Select today's (since midnight) timestamps only
db<>fiddle here
Old sqlfiddle
If you have to deal with concurrent access to the table, use DROP INDEX CONCURRENTLY and CREATE INDEX CONCURRENTLY. But you can't wrap these commands into a function because, per documentation:
... a regular CREATE INDEX command can be performed within a
transaction block, but CREATE INDEX CONCURRENTLY cannot.
So, with two separate transactions:
CREATE INDEX CONCURRENTLY queries_recent_idx2 ON queries_query (user_sid, created)
WHERE created > '2013-01-07 00:00'::timestamp; -- your new condition
Then:
DROP INDEX CONCURRENTLY IF EXISTS queries_recent_idx;
Optionally, rename to old name:
ALTER INDEX queries_recent_idx2 RENAME TO queries_recent_idx;
2. Partial index with condition on "archived" tag
Add an archived tag to your table:
ALTER queries_query ADD COLUMN archived boolean NOT NULL DEFAULT FALSE;
UPDATE the column at intervals of your choosing to "retire" older rows and create an index like:
CREATE INDEX some_index_name ON queries_query (user_sid, created)
WHERE NOT archived;
Add a matching condition to your queries (even if it seems redundant) to allow it to use the index.

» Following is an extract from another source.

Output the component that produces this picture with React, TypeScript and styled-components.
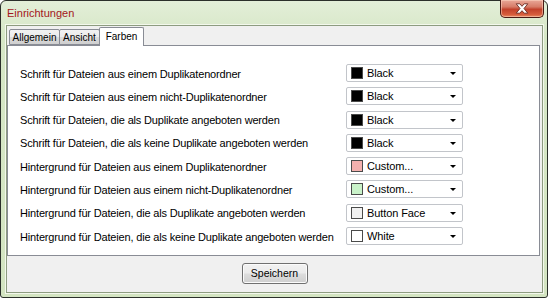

Check with EXPLAIN ANALYZE whether the query planner catches on - it should be able to use the index for queries on an newer date. But it won't understand more complex conditions not matching exactly.
You don't have to drop and recreate the index, but the UPDATE on the table may be more expensive than index recreation and the table gets slightly bigger.
I would go with the first option (index recreation). In fact, I am using this solution in several databases. The second incurs more costly updates.
Both solutions retain their usefulness over time, performance slowly deteriorates as more outdated rows are included in the index.